In a telephone interview, Sen. Richard Blumenthal (D-Conn.) told me, “He has stretched the concept of privilege beyond all legal recognition.” If the privilege is to be invoked, Blumenthal pointed out, it is up to the president. “But the president has waived the privilege by tweets and public statements,” he said.

Indeed, Republicans could put a stop to this rigmarole if they subpoenaed him and demanded he answer direct questions, with the threat of contempt of Congress hovering over his head. That doesn’t appear to be happening any time soon. As Blumenthal wryly observed, Republicans evidence “no real appetite to precipitate a confrontation” with the administration. That’s putting it mildly.

Nevertheless, we got some snippets of intriguing information, none of which are particularly helpful to the president or to Sessions.
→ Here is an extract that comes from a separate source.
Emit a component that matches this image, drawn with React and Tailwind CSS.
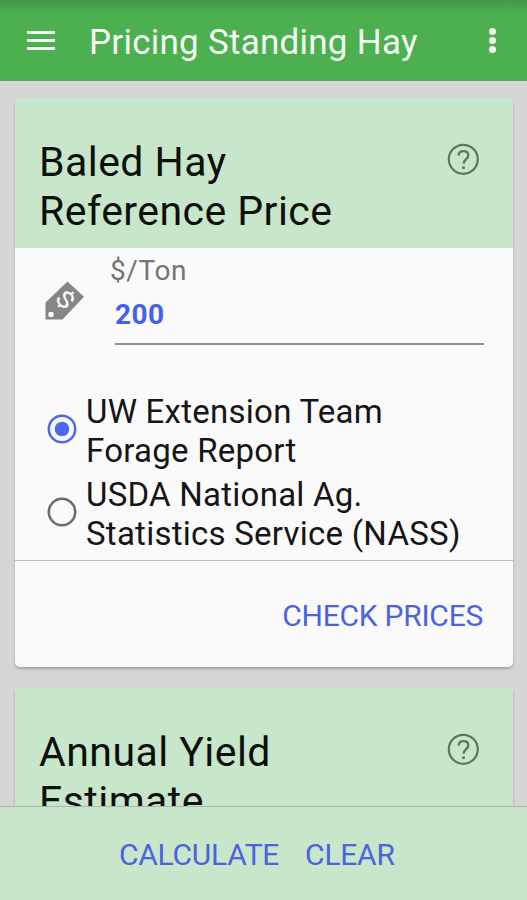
import clsx from "clsx";

const reports = [
  { id: "uw", lines: ["UW Extension Team", "Forage Report"], checked: true },
  { id: "usda", lines: ["USDA National Ag.", "Statistics Service (NASS)"], checked: false },
];

function HelpIcon() {
  return (
    <svg width="32" height="32" viewBox="0 0 32 32" fill="none" stroke="#5a765c" strokeWidth="2.2">
      <circle cx="16.3" cy="16.3" r="14.5" />
      <path d="M11.7 12.6c0-2.8 2-4.4 4.8-4.4 2.9 0 4.8 1.7 4.8 4.2 0 3.7-4.7 4-4.7 8.4" strokeWidth="2.3" />
      <path d="M16.5 23.4v2.6" strokeWidth="2.8" />
    </svg>
  );
}

function TagIcon() {
  return (
    <svg width="40" height="40" viewBox="0 0 40 40">
      <path d="M22.5 0.5 39 15.8 17.5 38.5H0.5V21.5Z" fill="#868686" />
      <rect x="3.5" y="31" width="5" height="5" rx="1.2" fill="#fafafa" />
      <text
        x="0"
        y="0"
        transform="translate(20.5 18.5) rotate(46) scale(1.25 0.95)"
        dy="8.5"
        textAnchor="middle"
        fontSize="24"
        fontFamily="Roboto"
        fill="#fafafa"
      >
        $
      </text>
    </svg>
  );
}

function RadioIcon({ checked }) {
  return (
    <svg
      className={clsx("mb-[4px] shrink-0", checked ? "text-[#4b69ee]" : "text-[#6b6b6b]")}
      width="30"
      height="30"
      viewBox="0 0 30 30"
    >
      <circle cx="15" cy="15" r="13.2" fill="none" stroke="currentColor" strokeWidth="2.5" />
      {checked && <circle cx="15" cy="15" r="7.3" fill="currentColor" />}
    </svg>
  );
}

function CardHeader({ lines }) {
  return (
    <div className="flex h-[150px] items-start justify-between bg-[#c8e6c9] pl-6 pr-[34px]">
      <h2 className="pt-10 text-[41px] leading-[49px] tracking-[0.45px] text-[#0c0f0c]">
        {lines.map((line) => (
          <span key={line} className="block whitespace-nowrap">{line}</span>
        ))}
      </h2>
      <button className="mt-[45px]"><HelpIcon /></button>
    </div>
  );
}

export default function App() {
  return (
    <div className="flex h-[900px] w-[527px] flex-col overflow-hidden bg-[#d6d6d6] font-['Roboto',sans-serif]">
      <header className="flex h-[81px] shrink-0 items-center bg-linear-to-b from-[#429746] via-[#4caf50] via-15% to-[#4caf50] pl-[27px] pr-[31px] text-[#f4fbf0]">
        <div className="flex w-7 flex-col gap-[5px]">
          <span className="h-[3px] bg-current" />
          <span className="h-[3px] bg-current" />
          <span className="h-[3px] bg-current" />
        </div>
        <h1 className="ml-[34px] flex-1 whitespace-nowrap pt-[4px] text-[35px] leading-[42px] tracking-[0.25px]">
          Pricing Standing Hay
        </h1>
        <div className="flex flex-col gap-[2px]">
          <span className="size-[7px] rounded-full bg-current" />
          <span className="size-[7px] rounded-full bg-current" />
          <span className="size-[7px] rounded-full bg-current" />
        </div>
      </header>

      <main className="flex min-h-0 flex-1 flex-col gap-[21px] overflow-hidden pl-[15px] pr-[14px] pt-[17px]">
        <section className="h-[569px] shrink-0 overflow-hidden rounded-[5px] bg-[#fafafa] shadow-[0_2px_3px_rgba(0,0,0,0.25)]">
          <CardHeader lines={["Baled Hay", "Reference Price"]} />
          <div className="flex h-[144px] pl-[30px] pr-[29px]">
            <div className="w-[65px] pt-[33px]"><TagIcon /></div>
            <div className="flex-1">
              <label className="block pt-[6px] text-[28px] leading-[33px] tracking-[0.6px] text-[#757575]">$/Ton</label>
              <div className="ml-[5px] h-[58px] border-b-2 border-[#8f8f8f] pt-[11px] text-[28px] font-bold leading-[33px] tracking-[0.4px] text-[#4461e8]">
                200
              </div>
            </div>
          </div>
          <div className="flex h-[168px] flex-col gap-[5px] pl-[32px]">
            {reports.map((report) => (
              <label
                key={report.id}
                className="flex items-center gap-[9px] text-[33px] leading-[39px] tracking-[0.25px] text-[#151515]"
              >
                <RadioIcon checked={report.checked} />
                <span>
                  {report.lines.map((line) => (
                    <span key={line} className="block whitespace-nowrap">{line}</span>
                  ))}
                </span>
              </label>
            ))}
          </div>
          <div className="flex h-[107px] items-center justify-end border-t border-[#c2c2c2] pr-[30px] pt-[3px]">
            <button className="text-[30px] leading-[36px] tracking-[-0.25px] text-[#4a63e0]">CHECK PRICES</button>
          </div>
        </section>

        <section className="h-[300px] shrink-0 overflow-hidden rounded-[5px] bg-[#fafafa] shadow-[0_2px_3px_rgba(0,0,0,0.25)]">
          <CardHeader lines={["Annual Yield", "Estimate"]} />
        </section>
      </main>

      <footer className="flex h-[94px] shrink-0 items-center gap-[26px] border-t border-[#a9b5a6] bg-[#c8e6c9] pl-[119px] pt-[2px] text-[30px] leading-[36px] tracking-[-0.25px] text-[#4a63e0]">
        <button>CALCULATE</button>
        <button>CLEAR</button>
      </footer>
    </div>
  );
}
First, he has not yet been interviewed by the special counsel. This confirms that Robert S. Mueller III and his attorneys are following a methodical path — first request documents, then interview lesser figures (e.g. former chief of staff Reince Priebus, former press secretary Sean Spicer) and only then get to the main players. As one could tell from the unanswered questions raised by Democrats, Mueller will want to know what information Sessions has about firing former FBI Director James B. Comey, concocting a phony cover story, being on the receiving end of retaliation for recusing himself and possibly the president’s interfering with the prosecution of former sheriff Joe Arpaio.